For 2007, Meeuwis moved to Neptunus to return to his preferred position of catcher, and his offense improved. He hit .301/.394/.500 with 37 RBI in 39 games. He threw out 19 of 35 would-be base-stealers. He was seventh in the Hoofdklasse in batting average, third in home runs (6) and second in runs batted in (RBI) (six behind leader Tjerk Smeets). He was one of the three finalists for the league most valuable player award along with Cuban Fausto Álvarez and Danny Rombley. Álvarez won.

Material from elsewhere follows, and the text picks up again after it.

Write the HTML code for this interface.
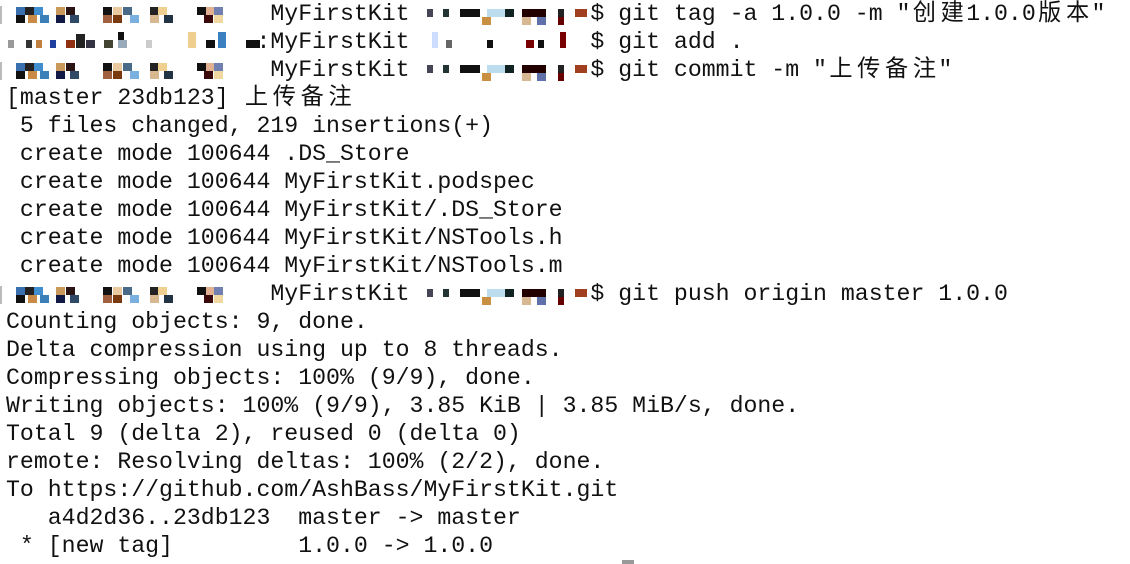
<!DOCTYPE html>
<html><head><meta charset="utf-8"><style>
body{margin:0;background:#fff;width:1130px;height:564px;overflow:hidden;position:relative}
pre{position:absolute;left:6px;top:0;margin:0;font-family:"Liberation Mono","Noto Sans CJK SC",monospace;font-size:23.2px;line-height:28px;color:#111}
pre b{font-weight:normal;display:inline-block;width:27.86px;text-align:center}
.p{position:absolute;left:0;width:600px;height:28px}
.p i{position:absolute;display:block;height:8px;width:9px}
.bar{position:absolute;left:0;width:2px;height:18px;background:#bbb}
</style></head><body>
<pre>                   MyFirstKit             $ git tag -a 1.0.0 -m "<b>创</b><b>建</b>1.0.0<b>版</b><b>本</b>"
                  :MyFirstKit             $ git add .
                   MyFirstKit             $ git commit -m "<b>上</b><b>传</b><b>备</b><b>注</b>"
[master 23db123] <b>上</b><b>传</b><b>备</b><b>注</b>
 5 files changed, 219 insertions(+)
 create mode 100644 .DS_Store
 create mode 100644 MyFirstKit.podspec
 create mode 100644 MyFirstKit/.DS_Store
 create mode 100644 MyFirstKit/NSTools.h
 create mode 100644 MyFirstKit/NSTools.m
                   MyFirstKit             $ git push origin master 1.0.0
Counting objects: 9, done.
Delta compression using up to 8 threads.
Compressing objects: 100% (9/9), done.
Writing objects: 100% (9/9), 3.85 KiB | 3.85 MiB/s, done.
Total 9 (delta 2), reused 0 (delta 0)
remote: Resolving deltas: 100% (2/2), done.
To https://github.com/AshBass/MyFirstKit.git
   a4d2d36..23db123  master -> master
 * [new tag]         1.0.0 -> 1.0.0</pre>
<div class="p" style="top:0"><div class="bar" style="top:6px"></div>
<i style="left:16px;top:7px;background:#3a6fb0"></i><i style="left:25px;top:7px;background:#222"></i><i style="left:34px;top:7px;background:#3f8fd0"></i><i style="left:16px;top:15px;background:#111"></i><i style="left:28px;top:15px;background:#c98a45"></i><i style="left:40px;top:15px;background:#3a7fb8"></i>
<i style="left:56px;top:7px;background:#c8995a"></i><i style="left:66px;top:7px;background:#2a1414"></i><i style="left:56px;top:15px;background:#111a44"></i><i style="left:70px;top:15px;background:#2e4a66"></i>
<i style="left:103px;top:7px;background:#111"></i><i style="left:113px;top:7px;background:#e8c9a0"></i><i style="left:123px;top:7px;background:#4a6a8a"></i><i style="left:103px;top:15px;background:#a06040"></i><i style="left:113px;top:15px;background:#7a3a10"></i><i style="left:130px;top:15px;background:#7ab0e0"></i>
<i style="left:150px;top:7px;background:#222"></i><i style="left:158px;top:7px;background:#f0d090"></i><i style="left:150px;top:15px;background:#d8b890"></i><i style="left:164px;top:15px;background:#223344"></i>
<i style="left:197px;top:7px;background:#111"></i><i style="left:206px;top:7px;background:#e0b090"></i><i style="left:214px;top:7px;background:#7080b0"></i><i style="left:204px;top:15px;background:#3a0a0a"></i><i style="left:214px;top:15px;background:#f0d8a0"></i>
<i style="left:427px;top:9px;background:#445;width:6px"></i><i style="left:443px;top:9px;background:#233;width:6px"></i><i style="left:460px;top:9px;width:20px;background:#111"></i><i style="left:487px;top:9px;width:20px;background:#bde"></i><i style="left:505px;top:9px;background:#122"></i><i style="left:482px;top:17px;background:#c89040"></i>
<i style="left:522px;top:9px;width:24px;background:#200"></i><i style="left:522px;top:17px;background:#d8b890"></i><i style="left:537px;top:17px;background:#6070a8"></i><i style="left:558px;top:9px;width:6px;background:#222"></i><i style="left:558px;top:17px;width:6px;background:#600"></i><i style="left:575px;top:9px;width:12px;background:#a04020"></i></div>
<div class="p" style="top:28px">
<i style="left:8px;top:12px;background:#999;width:6px"></i><i style="left:26px;top:12px;background:#333;width:6px"></i><i style="left:36px;top:12px;background:#c08040;width:6px"></i><i style="left:50px;top:12px;background:#2040a0;width:6px"></i><i style="left:66px;top:12px;background:#903010"></i><i style="left:76px;top:6px;width:9px;height:14px;background:#222"></i><i style="left:86px;top:12px;background:#334"></i>
<i style="left:104px;top:12px;background:#443"></i><i style="left:118px;top:4px;background:#111;width:6px"></i><i style="left:118px;top:12px;background:#9ab"></i><i style="left:146px;top:12px;background:#ccc;width:6px"></i><i style="left:188px;top:4px;width:8px;height:16px;background:#f0d090"></i><i style="left:206px;top:12px;background:#111"></i><i style="left:218px;top:4px;width:8px;height:16px;background:#3a80c0"></i>
<i style="left:246px;top:12px;width:14px;background:#111"></i><i style="left:432px;top:4px;width:6px;height:16px;background:#cdf"></i><i style="left:446px;top:12px;background:#666;width:6px"></i><i style="left:487px;top:12px;background:#111;width:6px"></i><i style="left:526px;top:12px;background:#700;width:8px"></i><i style="left:538px;top:12px;background:#111;width:6px"></i><i style="left:560px;top:4px;width:6px;height:16px;background:#700"></i></div>
<div class="p" style="top:56px"><div class="bar" style="top:6px"></div>
<i style="left:16px;top:7px;background:#3a6fb0"></i><i style="left:25px;top:7px;background:#222"></i><i style="left:34px;top:7px;background:#3f8fd0"></i><i style="left:16px;top:15px;background:#111"></i><i style="left:28px;top:15px;background:#c98a45"></i><i style="left:40px;top:15px;background:#3a7fb8"></i>
<i style="left:56px;top:7px;background:#c8995a"></i><i style="left:66px;top:7px;background:#2a1414"></i><i style="left:56px;top:15px;background:#111a44"></i><i style="left:70px;top:15px;background:#2e4a66"></i>
<i style="left:103px;top:7px;background:#111"></i><i style="left:113px;top:7px;background:#e8c9a0"></i><i style="left:123px;top:7px;background:#4a6a8a"></i><i style="left:103px;top:15px;background:#a06040"></i><i style="left:113px;top:15px;background:#7a3a10"></i><i style="left:130px;top:15px;background:#7ab0e0"></i>
<i style="left:150px;top:7px;background:#222"></i><i style="left:158px;top:7px;background:#f0d090"></i><i style="left:150px;top:15px;background:#d8b890"></i><i style="left:164px;top:15px;background:#223344"></i>
<i style="left:197px;top:7px;background:#111"></i><i style="left:206px;top:7px;background:#e0b090"></i><i style="left:214px;top:7px;background:#7080b0"></i><i style="left:204px;top:15px;background:#3a0a0a"></i><i style="left:214px;top:15px;background:#f0d8a0"></i>
<i style="left:427px;top:9px;background:#445;width:6px"></i><i style="left:443px;top:9px;background:#233;width:6px"></i><i style="left:460px;top:9px;width:20px;background:#111"></i><i style="left:487px;top:9px;width:20px;background:#bde"></i><i style="left:505px;top:9px;background:#122"></i><i style="left:482px;top:17px;background:#c89040"></i>
<i style="left:522px;top:9px;width:24px;background:#200"></i><i style="left:522px;top:17px;background:#d8b890"></i><i style="left:537px;top:17px;background:#6070a8"></i><i style="left:558px;top:9px;width:6px;background:#222"></i><i style="left:558px;top:17px;width:6px;background:#600"></i><i style="left:575px;top:9px;width:12px;background:#a04020"></i></div>
<div class="p" style="top:280px"><div class="bar" style="top:6px"></div>
<i style="left:16px;top:7px;background:#3a6fb0"></i><i style="left:25px;top:7px;background:#222"></i><i style="left:34px;top:7px;background:#3f8fd0"></i><i style="left:16px;top:15px;background:#111"></i><i style="left:28px;top:15px;background:#c98a45"></i><i style="left:40px;top:15px;background:#3a7fb8"></i>
<i style="left:56px;top:7px;background:#c8995a"></i><i style="left:66px;top:7px;background:#2a1414"></i><i style="left:56px;top:15px;background:#111a44"></i><i style="left:70px;top:15px;background:#2e4a66"></i>
<i style="left:103px;top:7px;background:#111"></i><i style="left:113px;top:7px;background:#e8c9a0"></i><i style="left:123px;top:7px;background:#4a6a8a"></i><i style="left:103px;top:15px;background:#a06040"></i><i style="left:113px;top:15px;background:#7a3a10"></i><i style="left:130px;top:15px;background:#7ab0e0"></i>
<i style="left:150px;top:7px;background:#222"></i><i style="left:158px;top:7px;background:#f0d090"></i><i style="left:150px;top:15px;background:#d8b890"></i><i style="left:164px;top:15px;background:#223344"></i>
<i style="left:197px;top:7px;background:#111"></i><i style="left:206px;top:7px;background:#e0b090"></i><i style="left:214px;top:7px;background:#7080b0"></i><i style="left:204px;top:15px;background:#3a0a0a"></i><i style="left:214px;top:15px;background:#f0d8a0"></i>
<i style="left:427px;top:9px;background:#445;width:6px"></i><i style="left:443px;top:9px;background:#233;width:6px"></i><i style="left:460px;top:9px;width:20px;background:#111"></i><i style="left:487px;top:9px;width:20px;background:#bde"></i><i style="left:505px;top:9px;background:#122"></i><i style="left:482px;top:17px;background:#c89040"></i>
<i style="left:522px;top:9px;width:24px;background:#200"></i><i style="left:522px;top:17px;background:#d8b890"></i><i style="left:537px;top:17px;background:#6070a8"></i><i style="left:558px;top:9px;width:6px;background:#222"></i><i style="left:558px;top:17px;width:6px;background:#600"></i><i style="left:575px;top:9px;width:12px;background:#a04020"></i></div>
<div style="position:absolute;left:622px;top:560px;width:12px;height:4px;background:#999"></div>
</body></html>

Meeuwis joined the Dutch national team in May 2007 when Neptunus teammate Johnny Balentina, another catcher/outfielder, was injured. Meeuwis was part of the team's visit to the United States, which included games against the U.S. collegiate national team. He played in the 2007 World Port Tournament, going 1-for-6 and playing in center field. Balentina was back with the team for the 2007 European Baseball Championship, but Meeuwis replaced him once more for the 2007 Baseball World Cup. He was 3-for-10 with two walks and a double in the World Cup, helping fill in for center fielder Roger Bernadina. Meeuwis had a key role in the Dutch win over host Chinese Taipei in the quarterfinals. En-Yu Lin had retired 13 consecutive batters, and the Taiwanese team held a 2–0 lead when Meeuwis walked and came around to score on a hit by Reily Legito. Greg Halman later replaced Meeuwis in center in that game.

Meeuwis hit .231/.375/.231 for Neptunus in the 2008 European Cup in Regensburg, Germany.

Manager Robert Eenhoorn selected Meeuwis for the Netherlands team at the 2008 Summer Olympics in Beijing. As a bench player, he batted 1-for-2 as the Dutch finished seventh in the Olympics.

Meeuwis hit .364 in the 2009 World Port Tournamentwith two extra base hits and four RBI in eight games.

Meeuwis played for Neptunus through 2010. He withdrew from the national team that January and left Neptunus after the season, citing outside work commitments, to play for Twins in the lower Overgangsklasse.